Reserving succession conversations for the executive level is a major strategic oversight that leaves the rest of the organization vulnerable to sudden gaps and loss of institutional knowledge. In high-growth environments, we need to identify future capability gaps at the mid-level and entry-level today, long before they become critical crises that stall production or service. This involves assessing both performance and potential on a rolling basis, creating a resilient web of talent that can step up whenever the need arises. When employees at all levels know they are being considered for future roles, it creates a powerful sense of purpose and stability that permeates the entire culture. It turns the organization into a self-sustaining engine of talent where the next generation of leaders is always being nurtured in real-time.
The traditional annual performance review is often criticized for being too slow and disconnected from daily work. How should the cadence of feedback change to better serve both the employee and the organization?
In a fast-growing company, an annual or even semi-annual review is essentially a history lesson; it’s too far removed from the actual work to be effective for coaching or growth. The cadence of these conversations must match the actual speed of the business, which means moving toward more frequent, monthly check-ins that focus on clear, near-term expectations. Managers need to be equipped to act as coaches rather than just evaluators, using monthly KPI reviews to spot coaching needs and emerging talent long before a year has passed. This continuous feedback loop ensures that promotions and performance adjustments feel like a natural progression of an ongoing dialogue rather than a jarring surprise. It keeps leadership closer to the pulse of their people, allowing for course corrections and celebrations of success to happen in the moment when they matter most.

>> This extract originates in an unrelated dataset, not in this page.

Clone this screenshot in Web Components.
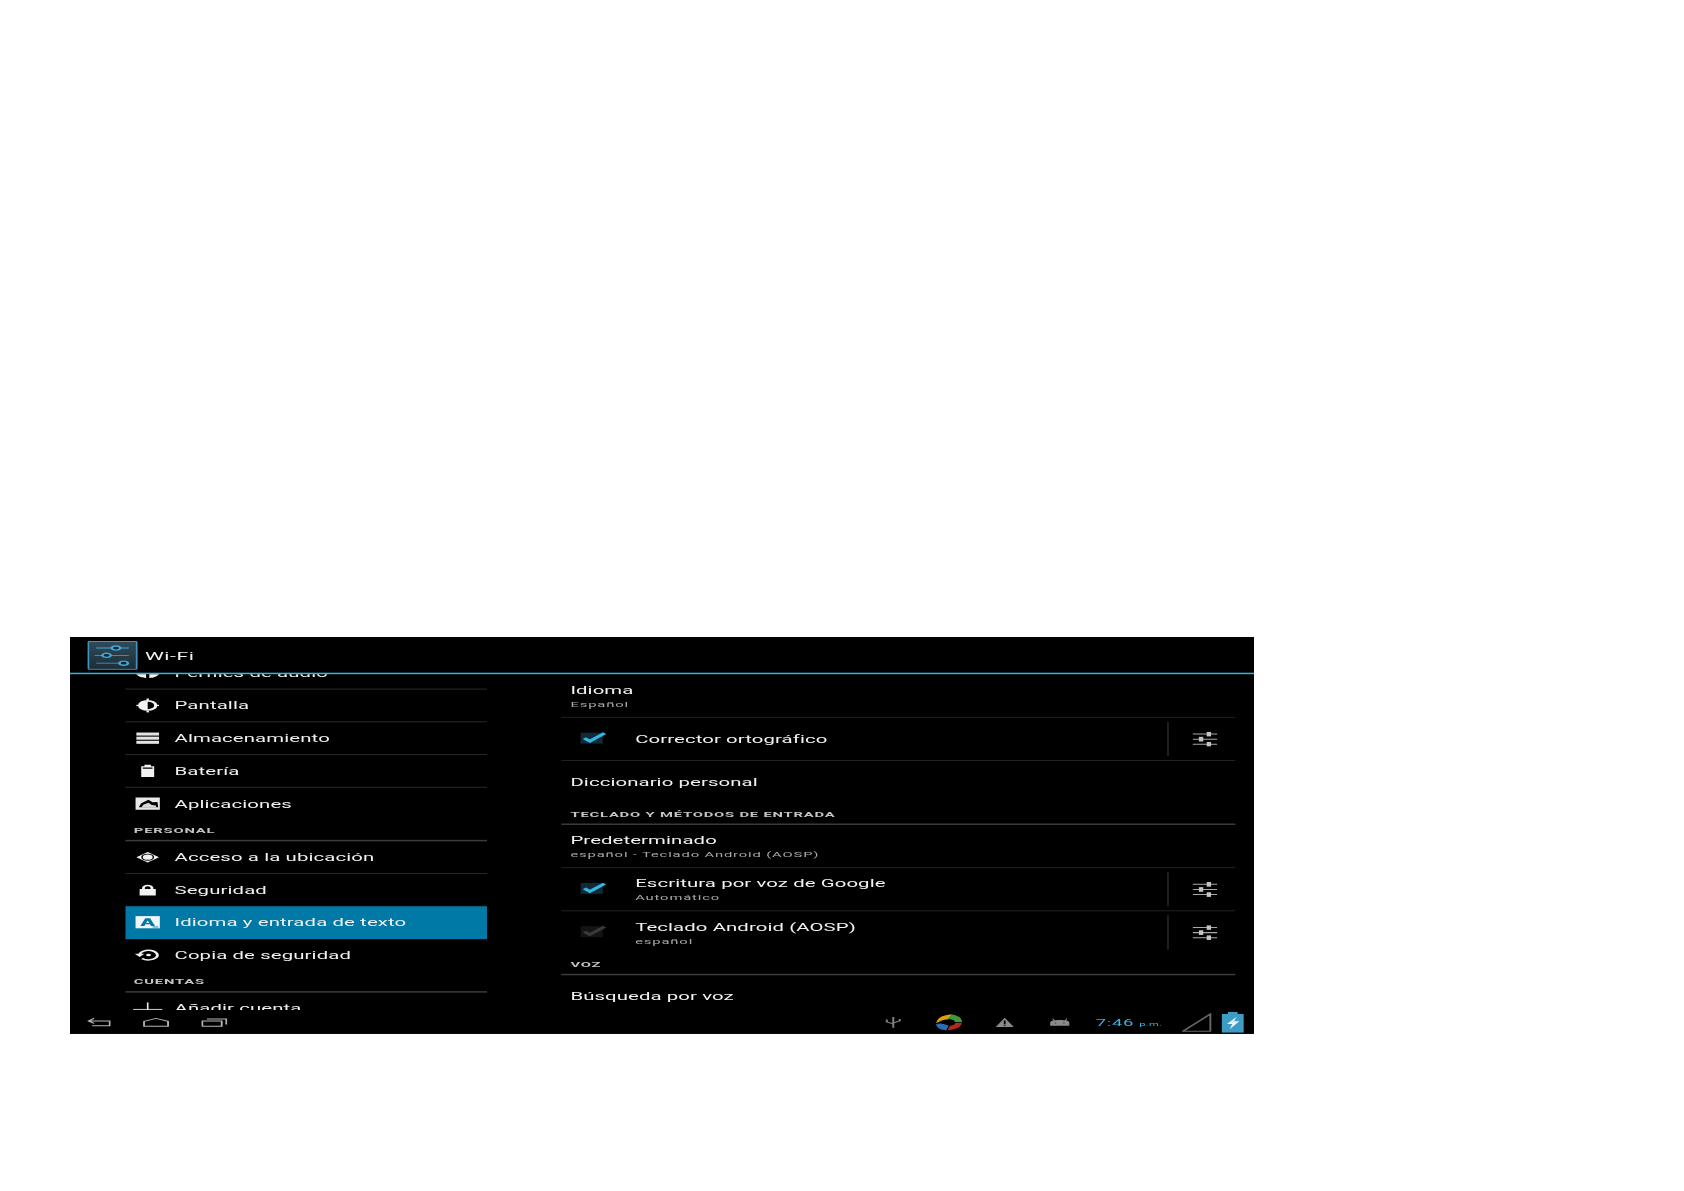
<!DOCTYPE html>
<html>
<head>
<meta charset="utf-8">
<title>Ajustes</title>
<style>
  html, body { margin: 0; background: #fff; }
  body { padding: 637px 0 0 70px; height: 554px; overflow: hidden; font-family: Roboto, "Liberation Sans", sans-serif; }
</style>
</head>
<body>
<tablet-screen>
  <action-bar slot="bar" label="Wi-Fi"></action-bar>

  <settings-list slot="left">
    <menu-row icon="audio" label="Perfiles de audio"></menu-row>
    <menu-row icon="display" label="Pantalla"></menu-row>
    <menu-row icon="storage" label="Almacenamiento"></menu-row>
    <menu-row icon="battery" label="Batería"></menu-row>
    <menu-row icon="apps" label="Aplicaciones" last></menu-row>
    <section-head label="PERSONAL" indent="9"></section-head>
    <menu-row icon="location" label="Acceso a la ubicación"></menu-row>
    <menu-row icon="lock" label="Seguridad"></menu-row>
    <menu-row icon="lang" label="Idioma y entrada de texto" selected></menu-row>
    <menu-row icon="backup" label="Copia de seguridad" last></menu-row>
    <section-head label="CUENTAS" indent="9"></section-head>
    <menu-row icon="plus" label="Añadir cuenta" last></menu-row>
  </settings-list>

  <pref-list slot="right">
    <pref-row label="Idioma" summary="Español"></pref-row>
    <pref-row label="Corrector ortográfico" check="on" tune></pref-row>
    <pref-row label="Diccionario personal" last></pref-row>
    <section-head label="TECLADO Y MÉTODOS DE ENTRADA" indent="10"></section-head>
    <pref-row label="Predeterminado" summary="español - Teclado Android (AOSP)"></pref-row>
    <pref-row label="Escritura por voz de Google" summary="Automático" check="on" tune></pref-row>
    <pref-row label="Teclado Android (AOSP)" summary="español" check="off" tune last></pref-row>
    <section-head label="VOZ" indent="10"></section-head>
    <pref-row label="Búsqueda por voz" last></pref-row>
  </pref-list>

  <status-bar slot="status"></status-bar>
</tablet-screen>

<script>
const ICONS = {
  audio: '<path fill="#f2f2f2" d="M14 0v28C7 28 1 22 1 14S7 0 14 0zM18 0c7 0 13 6 13 14s-6 14-13 14z"/>',
  display: '<g fill="#f2f2f2"><path d="M16 3.500a12 12.500 0 1 0 0 25 12 12.500 0 1 0 0-25zm0 4a8 8.500 0 0 1 0 17z" fill-rule="evenodd"/><rect x="14.500" y="0" width="3" height="4"/><rect x="14.500" y="28" width="3" height="4"/><rect x="2" y="14.500" width="3" height="3"/><rect x="27" y="14.500" width="3" height="3"/></g>',
  storage: '<g fill="#e4e4e4"><rect x="2" y="3" width="28" height="7"/><rect x="2" y="12.500" width="28" height="7"/><rect x="2" y="22" width="28" height="7"/></g>',
  battery: '<path fill="#f2f2f2" d="M12 2h8v3h4v25H8V5h4zM10 8v3h12V8z" fill-rule="evenodd"/>',
  apps: '<path fill="#e8e8e8" fill-rule="evenodd" d="M1 2h30v28H1zM5 24l3-9 9-8 5 6 6-1 1 12z"/><path fill="#d8d8d8" d="M8 25l3-7 6-4 4 5 5 1 1 5z"/>',
  location: '<g fill="#f2f2f2"><path fill-rule="evenodd" d="M16 4 30 16 16 28 2 16zm0 4a8 8 0 1 0 0 16 8 8 0 1 0 0-16z"/><circle cx="16" cy="16" r="6"/></g>',
  lock: '<path fill="#f2f2f2" fill-rule="evenodd" d="M6 14h3v-3a7 7 0 0 1 14 0v3h3v15H6zM12.500 14h7v-3a3.500 3.500 0 0 0-7 0z"/>',
  lang: '<rect x="1" y="2" width="30" height="28" fill="#eef6fa"/><path fill="#0079a6" fill-rule="evenodd" d="M13 7h6l6 18h-5l-1-4h-6l-1 4H7zm3 5-2 6h4z"/><rect x="22" y="26" width="7" height="2" fill="#0079a6"/>',
  backup: '<g fill="none" stroke="#f2f2f2" stroke-width="3.400"><path d="M6 16a11 11 0 1 1 3 8"/></g><path fill="#f2f2f2" d="M0 13h12L6 21z"/><circle cx="17" cy="16" r="3" fill="#f2f2f2"/>',
  plus: '<rect x="-2" y="17" width="36" height="2" fill="#eee"/><rect x="15" y="2" width="2" height="30" fill="#eee"/>'
};

class TabletScreen extends HTMLElement {
  constructor() {
    super();
    this.attachShadow({mode: 'open'}).innerHTML = `
      <style>
        :host { display: block; width: 1184px; height: 397px; overflow: hidden; }
        .screen {
          width: 1280px; height: 800px; background: #000; color: #f0f0f0;
          display: flex; flex-direction: column;
          transform: scale(.925, .496); transform-origin: 0 0;
          filter: blur(.55px);
        }
        .panes { flex: 1; min-height: 0; display: grid; grid-template-columns: 531px 729px; }
        .left { padding-left: 60px; overflow: hidden; width: 391px; }
        .right { overflow: hidden; padding-top: 1px; }
      </style>
      <div class="screen">
        <slot name="bar"></slot>
        <div class="panes">
          <div class="left"><slot name="left"></slot></div>
          <div class="right"><slot name="right"></slot></div>
        </div>
        <slot name="status"></slot>
      </div>`;
  }
}

class ActionBar extends HTMLElement {
  constructor() {
    super();
    this.attachShadow({mode: 'open'}).innerHTML = `
      <style>
        :host { display: flex; align-items: center; height: 75px; box-sizing: border-box; border-bottom: 3px solid #33b5e5; padding-left: 19px; gap: 8px; font-size: 23px; letter-spacing: .6px; }
        .logo { width: 54px; height: 58px; margin-top: 2px; box-sizing: border-box; border: 2px solid #3f93c0; border-radius: 2px; background: linear-gradient(#2f4a5a, #1f2d36); display: block; }
        span { padding-top: 4px; }
      </style>
      <svg class="logo" viewBox="0 0 54 58">
        <g stroke="#3fa9d8" stroke-width="2" fill="none">
          <path d="M8 13H46M6 29H46M8 46H46"/>
          <ellipse cx="31" cy="13" rx="5" ry="4.500" fill="#14242e" stroke-width="3"/>
          <ellipse cx="20" cy="29" rx="5" ry="4.500" fill="#14242e" stroke-width="3"/>
          <ellipse cx="40" cy="46" rx="5" ry="4.500" fill="#14242e" stroke-width="3"/>
        </g>
      </svg>
      <span>${this.getAttribute('label')}</span>`;
  }
}

class SettingsList extends HTMLElement {
  constructor() {
    super();
    this.attachShadow({mode: 'open'}).innerHTML = `
      <style>
        :host { display: block; margin-top: -35px; }
      </style>
      <slot></slot>`;
  }
}

class PrefList extends HTMLElement {
  constructor() {
    super();
    this.attachShadow({mode: 'open'}).innerHTML = `
      <style>
        :host { display: block; }
      </style>
      <slot></slot>`;
  }
}

class MenuRow extends HTMLElement {
  constructor() {
    super();
    const icon = ICONS[this.getAttribute('icon')] || '';
    this.attachShadow({mode: 'open'}).innerHTML = `
      <style>
        :host { display: flex; align-items: center; height: 66px; box-sizing: border-box; border-bottom: 2px solid #2a2a2a; font-size: 22px; letter-spacing: .12px; white-space: nowrap; }
        :host([last]) { border-bottom-color: transparent; }
        :host([selected]) { background: #0079a6; border-bottom-color: #0079a6; margin-top: -1px; }
        svg { width: 28px; height: 28px; margin-left: 10px; margin-right: 15px; flex: none; overflow: visible; }
        span { padding-top: 1px; }
      </style>
      <svg viewBox="0 0 32 32">${icon}</svg>
      <span>${this.getAttribute('label')}</span>`;
  }
}

class SectionHead extends HTMLElement {
  constructor() {
    super();
    this.attachShadow({mode: 'open'}).innerHTML = `
      <style>
        :host { display: flex; align-items: flex-end; height: 42px; box-sizing: border-box; border-bottom: 3px solid #3c3c3c; padding: 0 0 10px ${this.getAttribute('indent')}px; font-size: 16px; font-weight: 700; letter-spacing: .85px; color: #c4c4c4; white-space: nowrap; }
      </style>
      <span>${this.getAttribute('label')}</span>`;
  }
}

class PrefRow extends HTMLElement {
  constructor() {
    super();
    const check = this.getAttribute('check');
    const summary = this.getAttribute('summary');
    const box = check ? `
      <svg class="check ${check}" viewBox="0 0 32 32">
        <rect x="3" y="8" width="24" height="22" fill="${check === 'on' ? '#102a38' : '#141414'}"/>
        <path d="M7 19l6 6L29 9" fill="none" stroke="${check === 'on' ? '#33b5e5' : '#3a3a3a'}" stroke-width="5"/>
      </svg>` : '';
    const tune = this.hasAttribute('tune') ? `
      <div class="tune">
        <svg viewBox="0 0 32 32">
          <g stroke="#a8a8a8" stroke-width="2.200" fill="none">
            <path d="M2 5H30M2 16H30M2 27H30"/>
          </g>
          <g fill="#c4c4c4">
            <rect x="18" y="0" width="5" height="10"/>
            <rect x="9" y="11" width="5" height="10"/>
            <rect x="18" y="22" width="5" height="10"/>
          </g>
        </svg>
      </div>` : '';
    this.attachShadow({mode: 'open'}).innerHTML = `
      <style>
        :host { display: flex; align-items: center; height: 87px; box-sizing: border-box; border-bottom: 2px solid #222; white-space: nowrap; }
        :host([last]) { border-bottom-color: transparent; }
        .check { width: 32px; height: 32px; margin: 0 30px 10px 18px; flex: none; }
        .text { flex: 1; padding-left: ${check ? 0 : 10}px; padding-top: ${summary ? 4 : 0}px; }
        .title { font-size: 22px; line-height: 27px; letter-spacing: .1px; color: #f2f2f2; }
        .sub { font-size: 16px; line-height: 24px; margin-top: 3px; letter-spacing: .9px; color: #a8a8a8; }
        .tune { align-self: stretch; margin: 8px 0; width: 74px; border-left: 2px solid #222; display: flex; align-items: center; justify-content: center; box-sizing: border-box; padding-left: 6px; }
        .tune svg { width: 30px; height: 30px; }
      </style>
      ${box}
      <div class="text">
        <div class="title">${this.getAttribute('label')}</div>
        ${summary ? `<div class="sub">${summary}</div>` : ''}
      </div>
      ${tune}`;
  }
}

class StatusBar extends HTMLElement {
  constructor() {
    super();
    this.attachShadow({mode: 'open'}).innerHTML = `
      <style>
        :host { display: flex; align-items: center; height: 48px; padding: 0 11px 0 18px; color: #33b5e5; background: #000; }
        svg { display: block; flex: none; }
        .nav { display: flex; align-items: center; gap: 35px; margin-top: 2px; }
        .tray { margin-left: auto; margin-top: 2px; display: flex; align-items: center; }
        .clock { font-size: 20px; letter-spacing: .7px; white-space: nowrap; width: 93px; margin-left: 28px; }
        .clock small { font-size: 12px; letter-spacing: .3px; }
      </style>
      <div class="nav">
        <svg width="26" height="20" viewBox="0 0 26 20" fill="none" stroke="#b5b5b5" stroke-width="2"><path d="M8 2 2 7 8 12M2 7H25V17H6"/></svg>
        <svg width="28" height="20" viewBox="0 0 28 20" fill="none" stroke="#b5b5b5" stroke-width="2"><path d="M1 8 14 2 27 8V18H1z"/></svg>
        <svg width="28" height="20" viewBox="0 0 28 20" fill="none" stroke="#b5b5b5" stroke-width="2"><path d="M1 7H22V18H1zM6 3H27V14"/></svg>
      </div>
      <div class="tray">
        <svg width="18" height="24" viewBox="0 0 18 24"><g fill="none" stroke="#808080" stroke-width="2.200"><path d="M9 1V23M2 6v5l7 4M16 5v4l-7 4"/></g></svg>
        <svg width="30" height="34" viewBox="0 0 44 40" preserveAspectRatio="none" style="margin-left:36px"><path fill="#d8a013" d="M2 22C4 8 14 1 28 1L20 13C13 13 9 16 2 22z"/><path fill="#3f9a3c" d="M28 1C37 3 43 10 43 19L32 19C31 15 27 12 20 13z"/><path fill="#b5281f" d="M43 21C42 31 32 38 20 39L24 28C30 27 33 24 32 21z"/><path fill="#2a6db3" d="M2 24C9 20 16 24 22 28L18 39C9 38 2 33 2 24z"/></svg>
        <svg width="21" height="20" viewBox="0 0 32 26" preserveAspectRatio="none" style="margin-left:35px"><path fill-rule="evenodd" fill="#8a8a8a" d="M16 1 31 25H1zM14.500 8v9h3V8zM14.500 19v3h3v-3z"/></svg>
        <svg width="22" height="18" viewBox="0 0 34 26" preserveAspectRatio="none" style="margin-left:38px"><path fill="#8a8a8a" d="M1 23V14C1 8 7 6 17 6S33 8 33 14V23z"/><path stroke="#8a8a8a" stroke-width="2" d="M8 8 5 2M26 8l3-6"/><circle cx="10" cy="15" r="1.500" fill="#333"/><circle cx="24" cy="15" r="1.500" fill="#333"/></svg>
        <span class="clock">7:46 <small>p.m.</small></span>
        <svg width="32" height="38" viewBox="0 0 32 38"><path d="M1 37 31 2V37z" fill="none" stroke="#666" stroke-width="2.500"/></svg>
        <svg width="24" height="42" viewBox="0 0 25 40" preserveAspectRatio="none" style="margin-left:11px"><path fill="#3e9cc4" d="M7 0h11v4h7v36H0V4h7z"/><path fill="#e4f3f9" d="M17 9 6 23h6l-3 10 11-15h-6z"/></svg>
      </div>`;
  }
}

customElements.define('tablet-screen', TabletScreen);
customElements.define('action-bar', ActionBar);
customElements.define('settings-list', SettingsList);
customElements.define('pref-list', PrefList);
customElements.define('menu-row', MenuRow);
customElements.define('section-head', SectionHead);
customElements.define('pref-row', PrefRow);
customElements.define('status-bar', StatusBar);
</script>
</body>
</html>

With the Bureau of Labor Statistics projecting an 11% growth in training and development specialists through 2034, what does this tell us about the future value of learning infrastructure within a company?
That 11% growth projection is a clear signal that the corporate world is finally recognizing learning infrastructure as a top-tier strategic asset rather than a secondary HR function. Organizations are realizing that having dedicated specialists to manage voluntary training programs and milestone-based incentives is essential for staying competitive in a talent-starved market. By layering hands-on learning with formal certification pathways, companies provide their employees with the tools to take genuine agency over their own professional destinies. This investment in development does more than just keep people around; it ensures the workforce is more engaged, more productive, and deeply knowledgeable about the company’s specific nuances. Ultimately, a team that feels the company is investing in their mind and their future will invest their own best efforts back into the company’s success.
What is your forecast for the future of internal mobility?
I believe we are entering an era where “internal-first” hiring will become the gold standard for healthy organizations, drastically reducing the reliance on external recruiting which often carries higher risks and longer ramp-up times. As AI and automation shift the skills needed in the workplace, the ability to rapidly upskill and move current employees into new, specialized roles will be the defining characteristic of companies that thrive. We will see the rise of highly personalized “career maps” powered by data, where employees can see real-time updates on how their current learning path aligns with the company’s future needs. This shift will transform the role of the manager from a supervisor of tasks to a curator of talent, where their primary success metric is how many of their team members they have successfully prepared for their next big step. Organizations that fail to make this transition will find themselves in a constant, expensive battle for talent, while those that embrace it will build an unshakable foundation of loyalty and expertise.